● **Prompt**:
Copy out every line in which the string "components" occurs.
___ Given information
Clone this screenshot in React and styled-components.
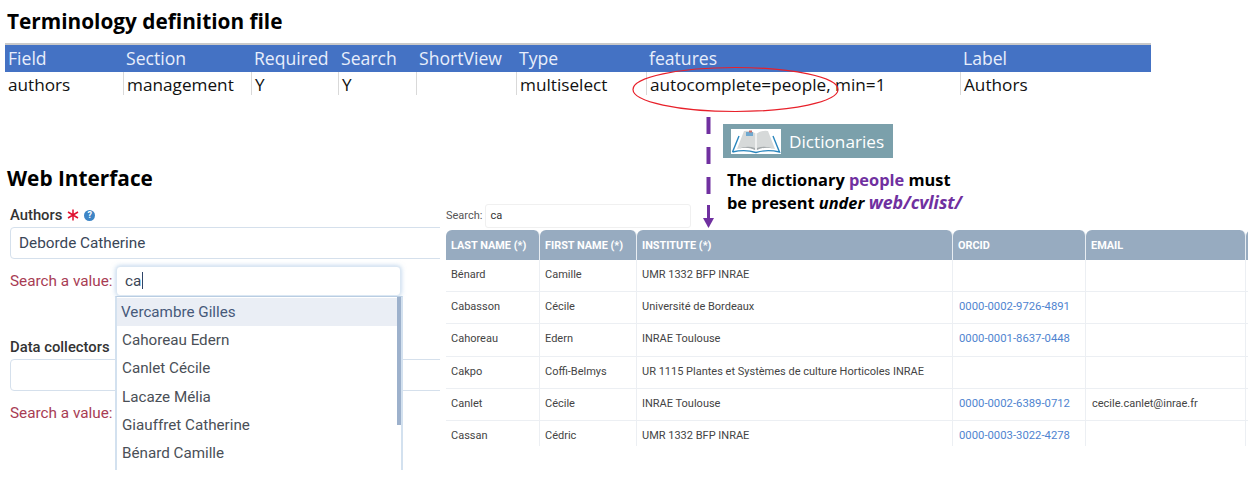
import styled, {createGlobalStyle} from "styled-components";

const GlobalStyle = createGlobalStyle`
    html, body {
        margin: 0;
        padding: 0;
        background: white;
    }
    * {
        box-sizing: border-box;
    }
`;

const Page = styled.div`
    position: relative;
    width: 1248px;
    height: 489px;
    overflow: hidden;
    background: white;
    font-family: Roboto, sans-serif;
`;

const SlideTitle = styled.h2`
    margin: 0;
    height: 43px;
    padding: 6px 0 0 7px;
    font-family: "Open Sans", sans-serif;
    font-size: 20.8px;
    line-height: 30px;
    font-weight: 700;
    color: black;
`;

const Sheet = styled.div`
    margin-left: 5px;
    width: 1146px;
    display: grid;
    grid-template-columns: 118px 128px 87px 78px 100px 130px 314px 191px;
`;

const HeadCell = styled.div`
    height: 29px;
    padding: 0 0 0 3px;
    border-top: 2px solid #c9c9c9;
    background: #4472c4;
    color: #e8eefb;
    font-family: "Open Sans", sans-serif;
    font-size: 17.6px;
    line-height: 26px;
    white-space: nowrap;
`;

const RowCell = styled.div`
    height: 23px;
    padding-left: 3px;
    border-left: ${(props) => (props.$first ? "none" : "1px solid #d9d9d9")};
    color: #111;
    font-family: "Open Sans", sans-serif;
    font-size: 17.2px;
    line-height: 26px;
    white-space: nowrap;
`;

const Lower = styled.div`
    margin-top: 70px;
    display: grid;
    grid-template-columns: 446px 1fr;
`;

const FormColumn = styled.div`
    width: 440px;
    height: 324px;
    padding-left: 7px;
    overflow: hidden;
`;

const SlideHeading = styled(SlideTitle)`
    height: 40px;
    padding: 0;
    margin-top: -2px;
    margin-bottom: 2px;
`;

const Field = styled.div`
    padding-left: 3px;
    margin-top: ${(props) => props.$top || 0}px;
`;

const FieldLabel = styled.div`
    display: flex;
    align-items: center;
    gap: 5px;
    height: 20px;
    margin-bottom: 2px;
    font-size: 14.8px;
    font-weight: 500;
    color: #333;
`;

const RequiredMark = styled.svg`
    width: 12px;
    height: 12px;
    flex: none;
`;

const HelpDot = styled.span`
    width: 11px;
    height: 11px;
    border-radius: 50%;
    background: #3d85c6;
    color: white;
    font-size: 9px;
    line-height: 11px;
    font-weight: 700;
    text-align: center;
`;

const ValueBox = styled.div`
    width: 450px;
    height: 32px;
    padding-left: 8px;
    border: 1px solid #d5e0ec;
    border-radius: 4px;
    color: #3a4657;
    font-size: 15.3px;
    line-height: 30px;
`;

const SearchRow = styled.div`
    position: relative;
    display: flex;
    align-items: center;
    height: 30px;
    margin-top: 7px;
    font-size: 15.3px;
    color: #a83c54;
`;

const SearchInput = styled.div`
    position: absolute;
    left: 106px;
    top: 0;
    width: 285px;
    height: 30px;
    padding-left: 8px;
    border: 1px solid #dbe7f3;
    border-radius: 4px;
    box-shadow: 0 0 5px rgba(120, 165, 215, 0.55);
    color: #3a4657;
    font-size: 15.3px;
    line-height: 29px;
    background: white;
    z-index: 2;
`;

const Caret = styled.span`
    display: inline-block;
    width: 1px;
    height: 17px;
    margin-left: 1px;
    vertical-align: -3px;
    background: #2f4468;
`;

const Dropdown = styled.ul`
    position: absolute;
    left: 105px;
    top: 30px;
    width: 288px;
    height: 174px;
    margin: 0;
    padding: 1px 0 0;
    list-style: none;
    overflow: hidden;
    background: white;
    border-left: 2px solid #d3e1ef;
    border-right: 2px solid #d3e1ef;
    border-top: 1px solid #b9cde2;
    z-index: 3;
`;

const Option = styled.li`
    height: 28.2px;
    padding-left: ${(props) => (props.$active ? "4px" : "5px")};
    background: ${(props) => (props.$active ? "#eaeef5" : "transparent")};
    color: ${(props) => (props.$active ? "#46597a" : "#4a4f57")};
    font-size: 15.2px;
    line-height: 28px;
`;

const ScrollThumb = styled.div`
    position: absolute;
    top: 0;
    right: 0;
    width: 4px;
    height: 128px;
    background: #9db1cc;
`;

const TableColumn = styled.div`
    padding-top: 36px;
    min-width: 0;
`;

const TableSearch = styled.div`
    display: flex;
    align-items: center;
    gap: 3px;
    height: 29px;
    font-size: 11px;
    color: #555;
`;

const TableSearchBox = styled.div`
    width: 206px;
    height: 24px;
    padding-left: 4px;
    border: 1px solid #f0f0f0;
    border-radius: 3px;
    color: #333;
    font-size: 11px;
    line-height: 22px;
`;

const TableClip = styled.div`
    height: 216px;
    overflow: hidden;
`;

const Table = styled.table`
    width: 880px;
    table-layout: fixed;
    border-collapse: separate;
    border-spacing: 0;
    font-size: 11px;
`;

const Th = styled.th`
    height: 30px;
    padding: 0 5px;
    background: #97abc0;
    border-right: 1px solid #e8edf2;
    border-radius: 6px 6px 0 0;
    color: white;
    font-size: 10.9px;
    font-weight: 700;
    text-align: left;
    white-space: nowrap;
`;

const Td = styled.td`
    height: 32.2px;
    padding: 0 5px 2px;
    border-right: 1px solid #eceff3;
    border-bottom: 1px solid #eceff3;
    color: #444;
    white-space: nowrap;
`;

const Orcid = styled.span`
    margin-left: 1px;
    color: #4f84d0;
    font-size: 11.3px;
`;

const Email = styled.span`
    margin-left: 1px;
`;

const Annotation = styled.svg`
    position: absolute;
    left: 0;
    top: 0;
    pointer-events: none;
    z-index: 4;
`;

const Callout = styled.div`
    position: absolute;
    left: 723px;
    top: 124px;
    z-index: 4;
`;

const Banner = styled.div`
    display: flex;
    align-items: center;
    gap: 8px;
    width: 170px;
    height: 34px;
    padding-left: 8px;
    background: #7ba0ab;
    color: white;
    font-family: "Open Sans", sans-serif;
    font-size: 17.2px;
`;

const BookTile = styled.svg`
    width: 50px;
    height: 25px;
    background: white;
`;

const Note = styled.div`
    margin: 10px 0 0 4px;
    font-family: "Open Sans", sans-serif;
    font-size: 16.4px;
    line-height: 23px;
    font-weight: 700;
    color: black;
    white-space: nowrap;
`;

const Purple = styled.span`
    color: #7030a0;
`;

const PurplePath = styled(Purple)`
    font-size: 17.8px;
    font-style: italic;
`;

const sheetHead = ["Field", "Section", "Required", "Search", "ShortView", "Type", "features", "Label"];
const sheetRow = ["authors", "management", "Y", "Y", "", "multiselect", "autocomplete=people, min=1", "Authors"];

const people = ["Vercambre Gilles", "Cahoreau Edern", "Canlet Cécile", "Lacaze Mélia", "Giauffret Catherine", "Bénard Camille"];

const columns = [94, 97, 316, 133, 160, 80];
const tableHead = ["LAST NAME (*)", "FIRST NAME (*)", "INSTITUTE (*)", "ORCID", "EMAIL", ""];
const tableRows = [
    ["Bénard", "Camille", "UMR 1332 BFP INRAE", "", ""],
    ["Cabasson", "Cécile", "Université de Bordeaux", "0000-0002-9726-4891", ""],
    ["Cahoreau", "Edern", "INRAE Toulouse", "0000-0001-8637-0448", ""],
    ["Cakpo", "Coffi-Belmys", "UR 1115 Plantes et Systèmes de culture Horticoles INRAE", "", ""],
    ["Canlet", "Cécile", "INRAE Toulouse", "0000-0002-6389-0712", "cecile.canlet@inrae.fr"],
    ["Cassan", "Cédric", "UMR 1332 BFP INRAE", "0000-0003-3022-4278", ""],
];

function BookIcon() {
    return (
        <BookTile viewBox="0 0 50 25">
            <path d="M1.5 23 L8 7 M1.5 23 Q14 20 25 23.5 Q36 20 48.5 23 L42 7" fill="none" stroke="#2a86bd" strokeWidth="1.4"/>
            <path d="M6 20 L13 2 Q20 1 25 5 Q30 1 37 2 L44 20 Q34 17 25 21 Q16 17 6 20Z" fill="#d6d9d9"/>
            <path d="M7 20 Q16 16 24 19 V21 Q16 17 7 20Z" fill="#a4a9ab"/>
            <path d="M43 20 Q34 16 26 19 V21 Q34 17 43 20Z" fill="#a4a9ab"/>
            <rect x="15" y="3" width="7" height="4" fill="#6fa8cf"/>
            <rect x="18" y="1.5" width="3" height="2" fill="#c9706a"/>
            <path d="M25 5 V21" stroke="#f7f7f7" strokeWidth="1.5"/>
        </BookTile>
    );
}

function App() {
    return (
        <Page>
            <GlobalStyle/>
            <SlideTitle>Terminology definition file</SlideTitle>
            <Sheet>
                {sheetHead.map((label) => (
                    <HeadCell key={label}>{label}</HeadCell>
                ))}
                {sheetRow.map((value, i) => (
                    <RowCell key={i} $first={i === 0}>{value}</RowCell>
                ))}
            </Sheet>

            <Lower>
                <FormColumn>
                    <SlideHeading>Web Interface</SlideHeading>
                    <Field>
                        <FieldLabel>
                            Authors
                            <RequiredMark viewBox="0 0 12 12">
                                <path d="M6 0.5 V11.5 M1 3 L11 9 M11 3 L1 9" stroke="#e0102f" strokeWidth="1.5"/>
                            </RequiredMark>
                            <HelpDot>?</HelpDot>
                        </FieldLabel>
                        <ValueBox>Deborde Catherine</ValueBox>
                        <SearchRow>
                            Search a value:
                            <SearchInput>ca<Caret/></SearchInput>
                            <Dropdown>
                                {people.map((name, i) => (
                                    <Option key={name} $active={i === 0}>{name}</Option>
                                ))}
                                <ScrollThumb/>
                            </Dropdown>
                        </SearchRow>
                    </Field>
                    <Field $top={41}>
                        <FieldLabel>Data collectors</FieldLabel>
                        <ValueBox/>
                        <SearchRow>Search a value:</SearchRow>
                    </Field>
                </FormColumn>

                <TableColumn>
                    <TableSearch>
                        Search:
                        <TableSearchBox>ca</TableSearchBox>
                    </TableSearch>
                    <TableClip>
                        <Table>
                            <colgroup>
                                {columns.map((w, i) => (
                                    <col key={i} width={w}/>
                                ))}
                            </colgroup>
                            <thead>
                                <tr>
                                    {tableHead.map((label, i) => (
                                        <Th key={i}>{label}</Th>
                                    ))}
                                </tr>
                            </thead>
                            <tbody>
                                {tableRows.map((row) => (
                                    <tr key={row[0]}>
                                        <Td>{row[0]}</Td>
                                        <Td>{row[1]}</Td>
                                        <Td>{row[2]}</Td>
                                        <Td><Orcid>{row[3]}</Orcid></Td>
                                        <Td><Email>{row[4]}</Email></Td>
                                        <Td/>
                                    </tr>
                                ))}
                            </tbody>
                        </Table>
                    </TableClip>
                </TableColumn>
            </Lower>

            <Annotation width="1248" height="489" viewBox="0 0 1248 489">
                <ellipse cx="735.5" cy="89.5" rx="102.5" ry="22" fill="none" stroke="#e8202a" strokeWidth="1.2"/>
                <path d="M708.5 117 V198" stroke="#7030a0" strokeWidth="4" strokeDasharray="17 13" fill="none"/>
                <path d="M708.5 205 V220" stroke="#7030a0" strokeWidth="3" fill="none"/>
                <path d="M703 218 H714 L708.5 228Z" fill="#7030a0"/>
            </Annotation>

            <Callout>
                <Banner>
                    <BookIcon/>
                    Dictionaries
                </Banner>
                <Note>
                    The dictionary <Purple>people</Purple> must<br/>
                    be present <em>under</em> <PurplePath>web/cvlist/</PurplePath>
                </Note>
            </Callout>
        </Page>
    );
}

export default App;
______
● **Exercise solution**:
Clone this screenshot in React and styled-components.
import styled, {createGlobalStyle} from "styled-components";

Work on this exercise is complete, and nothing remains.